This page is intended to assist U.S. citizens in Uzbekistan to better prepare for emergency situations caused by natural disasters or other crises. It aims to be a useful source of information to help you prepare for and know what do during such emergencies.
Uzbekistan is a zone of high seismic activity. The most notable earthquake in the country’s history was the Tashkent earthquake of 1966, which, despite the relatively low 5.2 point magnitude in Richter scale, caused significant damage. Since 1966, Uzbekistan has experienced multiple earthquakes of stronger degree. The most recent, on July 21, 2011, took 13 lives in the Ferghana valley of the Republic and measured a magnitude of 6.1. It is, therefore, essential to be prepared for an earthquake and know the proper actions recommended during this natural disaster.

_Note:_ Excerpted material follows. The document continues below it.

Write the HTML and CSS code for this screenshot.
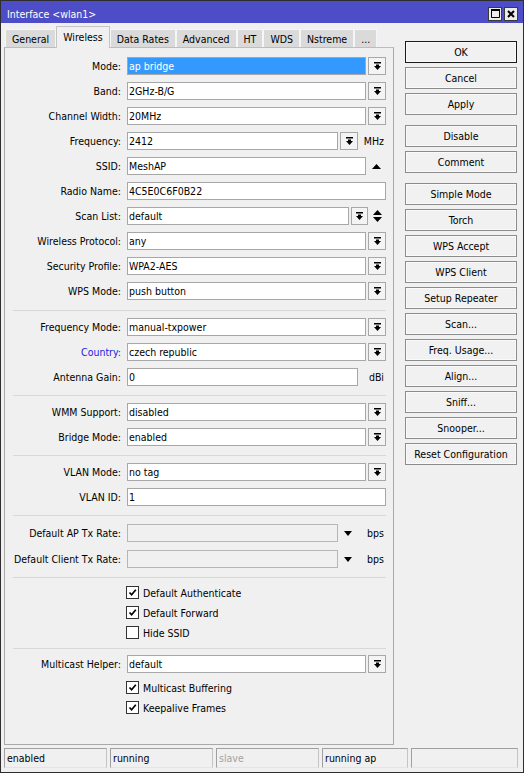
FILE: index.html
```html
<!DOCTYPE html>
<html>
<head>
<meta charset="utf-8">
<title>Interface &lt;wlan1&gt;</title>
<link rel="stylesheet" href="styles.css">
</head>
<body>
<div class="window">
  <div class="titlebar">
    <span class="title">Interface &lt;wlan1&gt;</span>
    <div class="tb-btns">
      <span class="tb-btn"><svg width="9" height="9" viewBox="0 0 9 9"><path d="M0.5 0.5h8v8h-8z" fill="none" stroke="#000" stroke-width="1"/><path d="M0 0h9v2H0z" fill="#000"/></svg></span>
      <span class="tb-btn"><svg width="8" height="8" viewBox="0 0 8 8"><path d="M1 1L7 7M7 1L1 7" stroke="#000" stroke-width="2"/></svg></span>
    </div>
  </div>
  <div class="main">
    <div class="left">
      <div class="tabs">
        <span class="tab">General</span>
        <span class="tab active">Wireless</span>
        <span class="tab">Data Rates</span>
        <span class="tab">Advanced</span>
        <span class="tab">HT</span>
        <span class="tab">WDS</span>
        <span class="tab">Nstreme</span>
        <span class="tab">...</span>
      </div>
      <div class="panel">
        <div class="group">
          <div class="row"><span class="lbl">Mode:</span><div class="field"><div class="input sel">ap bridge</div><span class="dd"><svg width="7" height="8" viewBox="0 0 7 8"><path d="M0 0h7v1.5H0zM2 2.5h3V4h2L3.5 8 0 4h2z" fill="#000"/></svg></span></div></div>
          <div class="row"><span class="lbl">Band:</span><div class="field"><div class="input">2GHz-B/G</div><span class="dd"><svg width="7" height="8" viewBox="0 0 7 8"><path d="M0 0h7v1.5H0zM2 2.5h3V4h2L3.5 8 0 4h2z" fill="#000"/></svg></span></div></div>
          <div class="row"><span class="lbl">Channel Width:</span><div class="field"><div class="input">20MHz</div><span class="dd"><svg width="7" height="8" viewBox="0 0 7 8"><path d="M0 0h7v1.5H0zM2 2.5h3V4h2L3.5 8 0 4h2z" fill="#000"/></svg></span></div></div>
          <div class="row"><span class="lbl">Frequency:</span><div class="field"><div class="input">2412</div><span class="dd"><svg width="7" height="8" viewBox="0 0 7 8"><path d="M0 0h7v1.5H0zM2 2.5h3V4h2L3.5 8 0 4h2z" fill="#000"/></svg></span><span class="unit">MHz</span></div></div>
          <div class="row"><span class="lbl">SSID:</span><div class="field"><div class="input">MeshAP</div><span class="slot"><svg width="9" height="5" viewBox="0 0 9 5"><path d="M0 5L4.5 0 9 5z" fill="#000"/></svg></span></div></div>
          <div class="row"><span class="lbl">Radio Name:</span><div class="field"><div class="input">4C5E0C6F0B22</div></div></div>
          <div class="row"><span class="lbl">Scan List:</span><div class="field"><div class="input">default</div><span class="dd dd-s"><svg width="7" height="8" viewBox="0 0 7 8"><path d="M0 0h7v1.5H0zM2 2.5h3V4h2L3.5 8 0 4h2z" fill="#000"/></svg></span><span class="slot slot-s"><svg width="9" height="12" viewBox="0 0 9 12"><path d="M0 5L4.5 0 9 5zM0 7h9L4.5 12z" fill="#000"/></svg></span></div></div>
          <div class="row"><span class="lbl">Wireless Protocol:</span><div class="field"><div class="input">any</div><span class="dd"><svg width="7" height="8" viewBox="0 0 7 8"><path d="M0 0h7v1.5H0zM2 2.5h3V4h2L3.5 8 0 4h2z" fill="#000"/></svg></span></div></div>
          <div class="row"><span class="lbl">Security Profile:</span><div class="field"><div class="input">WPA2-AES</div><span class="dd"><svg width="7" height="8" viewBox="0 0 7 8"><path d="M0 0h7v1.5H0zM2 2.5h3V4h2L3.5 8 0 4h2z" fill="#000"/></svg></span></div></div>
          <div class="row"><span class="lbl">WPS Mode:</span><div class="field"><div class="input">push button</div><span class="dd"><svg width="7" height="8" viewBox="0 0 7 8"><path d="M0 0h7v1.5H0zM2 2.5h3V4h2L3.5 8 0 4h2z" fill="#000"/></svg></span></div></div>
        </div>
        <div class="sep sep-first"></div>
        <div class="group">
          <div class="row"><span class="lbl">Frequency Mode:</span><div class="field"><div class="input">manual-txpower</div><span class="dd"><svg width="7" height="8" viewBox="0 0 7 8"><path d="M0 0h7v1.5H0zM2 2.5h3V4h2L3.5 8 0 4h2z" fill="#000"/></svg></span></div></div>
          <div class="row"><span class="lbl link">Country:</span><div class="field"><div class="input">czech republic</div><span class="dd"><svg width="7" height="8" viewBox="0 0 7 8"><path d="M0 0h7v1.5H0zM2 2.5h3V4h2L3.5 8 0 4h2z" fill="#000"/></svg></span></div></div>
          <div class="row"><span class="lbl">Antenna Gain:</span><div class="field"><div class="input">0</div><span class="unit">dBi</span></div></div>
        </div>
        <div class="sep"></div>
        <div class="group">
          <div class="row"><span class="lbl">WMM Support:</span><div class="field"><div class="input">disabled</div><span class="dd"><svg width="7" height="8" viewBox="0 0 7 8"><path d="M0 0h7v1.5H0zM2 2.5h3V4h2L3.5 8 0 4h2z" fill="#000"/></svg></span></div></div>
          <div class="row"><span class="lbl">Bridge Mode:</span><div class="field"><div class="input">enabled</div><span class="dd"><svg width="7" height="8" viewBox="0 0 7 8"><path d="M0 0h7v1.5H0zM2 2.5h3V4h2L3.5 8 0 4h2z" fill="#000"/></svg></span></div></div>
        </div>
        <div class="sep"></div>
        <div class="group">
          <div class="row"><span class="lbl">VLAN Mode:</span><div class="field"><div class="input">no tag</div><span class="dd"><svg width="7" height="8" viewBox="0 0 7 8"><path d="M0 0h7v1.5H0zM2 2.5h3V4h2L3.5 8 0 4h2z" fill="#000"/></svg></span></div></div>
          <div class="row"><span class="lbl">VLAN ID:</span><div class="field"><div class="input">1</div></div></div>
        </div>
        <div class="sep sep-mb8"></div>
        <div class="group group-wide">
          <div class="row"><span class="lbl">Default AP Tx Rate:</span><div class="field"><div class="input off"></div><span class="slot"><svg width="8" height="5" viewBox="0 0 8 5"><path d="M0 0h8L4 5z" fill="#000"/></svg></span><span class="unit">bps</span></div></div>
          <div class="row"><span class="lbl">Default Client Tx Rate:</span><div class="field"><div class="input off"></div><span class="slot"><svg width="8" height="5" viewBox="0 0 8 5"><path d="M0 0h8L4 5z" fill="#000"/></svg></span><span class="unit">bps</span></div></div>
        </div>
        <div class="sep sep-mb6"></div>
        <div class="checks">
          <div class="check"><span class="cb"><svg width="9" height="9" viewBox="0 0 9 9"><path d="M1.5 4.5L3.6 6.8 7.8 1.8" fill="none" stroke="#000" stroke-width="1.7"/></svg></span><span>Default Authenticate</span></div>
          <div class="check"><span class="cb"><svg width="9" height="9" viewBox="0 0 9 9"><path d="M1.5 4.5L3.6 6.8 7.8 1.8" fill="none" stroke="#000" stroke-width="1.7"/></svg></span><span>Default Forward</span></div>
          <div class="check"><span class="cb"></span><span>Hide SSID</span></div>
        </div>
        <div class="sep sep-checks"></div>
        <div class="group">
          <div class="row"><span class="lbl">Multicast Helper:</span><div class="field"><div class="input">default</div><span class="dd"><svg width="7" height="8" viewBox="0 0 7 8"><path d="M0 0h7v1.5H0zM2 2.5h3V4h2L3.5 8 0 4h2z" fill="#000"/></svg></span></div></div>
        </div>
        <div class="checks checks-after">
          <div class="check"><span class="cb"><svg width="9" height="9" viewBox="0 0 9 9"><path d="M1.5 4.5L3.6 6.8 7.8 1.8" fill="none" stroke="#000" stroke-width="1.7"/></svg></span><span>Multicast Buffering</span></div>
          <div class="check"><span class="cb"><svg width="9" height="9" viewBox="0 0 9 9"><path d="M1.5 4.5L3.6 6.8 7.8 1.8" fill="none" stroke="#000" stroke-width="1.7"/></svg></span><span>Keepalive Frames</span></div>
        </div>
      </div>
    </div>
    <div class="right">
      <div class="btns">
        <span class="btn btn-default">OK</span>
        <span class="btn">Cancel</span>
        <span class="btn">Apply</span>
      </div>
      <div class="btns">
        <span class="btn">Disable</span>
        <span class="btn">Comment</span>
      </div>
      <div class="btns">
        <span class="btn">Simple Mode</span>
        <span class="btn">Torch</span>
        <span class="btn">WPS Accept</span>
        <span class="btn">WPS Client</span>
        <span class="btn">Setup Repeater</span>
        <span class="btn">Scan...</span>
        <span class="btn">Freq. Usage...</span>
        <span class="btn">Align...</span>
        <span class="btn">Sniff...</span>
        <span class="btn">Snooper...</span>
        <span class="btn">Reset Configuration</span>
      </div>
    </div>
  </div>
  <div class="status">
    <span class="cell">enabled</span>
    <span class="cell">running</span>
    <span class="cell dim">slave</span>
    <span class="cell">running ap</span>
    <span class="cell"></span>
  </div>
</div>
</body>
</html>
```

FILE: styles.css
```css
* { box-sizing: border-box; }
html, body { margin: 0; padding: 0; }
body {
  width: 524px;
  height: 773px;
  font-family: "DejaVu Sans Condensed", "DejaVu Sans", sans-serif;
  font-stretch: condensed;
  font-size: 10.5px;
  color: #000;
  background: #f0f0f0;
}
.window {
  width: 524px;
  height: 773px;
  border: 1px solid #2e2e2e;
  background: #f0f0f0;
  display: flex;
  flex-direction: column;
}
.titlebar {
  height: 22px;
  flex-shrink: 0;
  background: #4d4dc7;
  color: #fff;
  display: flex;
  align-items: center;
  padding: 3px 5px 0 6px;
}
.title { white-space: nowrap; }
.tb-btns { margin-left: auto; display: flex; gap: 2px; }
.tb-btn {
  width: 14px;
  height: 14px;
  border: 1px solid #3a3a3a;
  background: #ececec;
  display: flex;
  align-items: center;
  justify-content: center;
}
.main { flex: 1; display: flex; min-height: 0; }
.left {
  width: 390px;
  margin-left: 3px;
  display: flex;
  flex-direction: column;
}
.tabs {
  height: 24px;
  flex-shrink: 0;
  display: flex;
  align-items: flex-end;
  padding-left: 1px;
}
.tab {
  height: 18px;
  padding: 0 6px;
  background: #dadada;
  border: 1px solid #f6f6f6;
  border-bottom: none;
  display: flex;
  align-items: center;
  white-space: nowrap;
}
.tab.active {
  height: 22px;
  margin-bottom: -1px;
  padding-bottom: 2px;
  background: #f0f0f0;
  border-color: #c4c4c4;
  position: relative;
  z-index: 1;
}
.panel {
  flex: 1;
  border: 1px solid #a9a9a9;
  border-top-color: #bdbdbd;
  padding-top: 9px;
  display: flex;
  flex-direction: column;
}
.group { display: flex; flex-direction: column; gap: 7px; }
.group-wide { gap: 8px; }
.row {
  display: grid;
  grid-template-columns: 116px 259px;
  column-gap: 6px;
  height: 18px;
  align-items: center;
}
.lbl { text-align: right; white-space: nowrap; }
.lbl.link { color: #1c1ce0; }
.field { display: flex; height: 18px; }
.input {
  flex: 1;
  min-width: 0;
  border: 1px solid #a7a7a7;
  background: #fff;
  padding: 0 1px;
  line-height: 16px;
  white-space: nowrap;
  overflow: hidden;
}
.input.sel { background: #3399ff; color: #fff; }
.input.off { background: #f0f0f0; border-color: #b6b6b6; }
.dd {
  width: 18px;
  flex-shrink: 0;
  margin-left: 2px;
  border: 1px solid #a8a8a8;
  background: #f4f4f4;
  display: flex;
  align-items: center;
  justify-content: center;
}
.dd-s { width: 17px; }
.slot {
  width: 20px;
  flex-shrink: 0;
  display: flex;
  align-items: center;
  justify-content: center;
}
.slot-s { width: 18px; }
.unit {
  width: 28px;
  flex-shrink: 0;
  text-align: right;
  padding-right: 2px;
  line-height: 18px;
}
.sep {
  height: 1px;
  flex-shrink: 0;
  background: #d8d8d8;
  margin: 9px 7px 7px 8px;
}
.sep-first { margin-top: 10px; }
.sep-mb8 { margin-bottom: 8px; }
.sep-mb6 { margin-bottom: 6px; }
.sep-checks { margin-top: 7px; margin-bottom: 6px; }
.checks {
  display: flex;
  flex-direction: column;
  gap: 3px;
  padding-left: 121px;
}
.checks-after { margin-top: 6px; }
.check {
  height: 17px;
  display: flex;
  align-items: center;
  gap: 4px;
  white-space: nowrap;
}
.cb {
  width: 13px;
  height: 13px;
  border: 1px solid #333;
  background: #fff;
  display: flex;
  align-items: center;
  justify-content: center;
}
.right {
  width: 112px;
  margin-left: 11px;
  padding-top: 18px;
}
.btns { display: flex; flex-direction: column; gap: 4px; }
.btns + .btns { margin-top: 10px; }
.btn {
  height: 22px;
  border: 1px solid #8c8c8c;
  background: #f1f1f1;
  box-shadow: inset 0 0 0 1px #fafafa;
  display: flex;
  align-items: center;
  justify-content: center;
  white-space: nowrap;
}
.btn-default { border-color: #1a1a1a; }
.status {
  height: 27px;
  flex-shrink: 0;
  display: grid;
  grid-template-columns: 103px 103px 103px 86px 107px;
  column-gap: 3px;
  padding: 3px 0 4px 3px;
}
.cell {
  border: 1px solid #a0a0a0;
  border-right-color: #c4c4c4;
  border-bottom-color: #e4e4e4;
  padding-left: 2px;
  line-height: 18px;
  white-space: nowrap;
}
.cell.dim { color: #a3a3a3; }
```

The collection of sources listed below provides a comprehensive guide to earthquake preparedness. Most of the links also provide general advice on emergency response in a variety of disasters and situations. Please review them to know how to protect yourself and your loved ones in an emergency.
In case of an emergency, the Consular Section of the U.S. Embassy will do everything in its power to assist U.S. citizens in Uzbekistan. If your family needs to contact you because of an emergency at home or because they are worried about your welfare and cannot reach you directly, they may call the State Department’s Citizens Emergency Center at (202) 647-5225. The State Department will relay the message to the U.S. Consular Section nearest you. The American Citizen Services Unit will attempt to locate you, pass on urgent messages, and, consistent with the Privacy Act, report back to your family. Therefore, your first step to emergency preparedness is enrolling in the State Department’s Smart Traveler Enrollment Program.
If you are caught in a natural disaster or civil disturbance here in Uzbekistan, you should let your relatives know as soon as possible that you are safe. You may contact the American Citizen Services Unit, which will try to pass a message to your family through the State Department. The telephone number +99871-120-54-50 is available 24 hours a day, seven days a week for such emergency calls. Be resourceful. U.S. officials will do everything they can to contact and advise you. However, they must give priority to helping Americans who have been hurt or are in immediate danger. In a disaster, consular officers face the same constraints you do — lack of electricity or fuel, interrupted telephone lines, closed airports, etc. You should monitor news reports and contact the Embassy to find out if an advisory has been issued.
General Emergency Preparedness
The most comprehensive guide to emergency services available to U.S. citizens from the State Department is listed on travel.state.gov.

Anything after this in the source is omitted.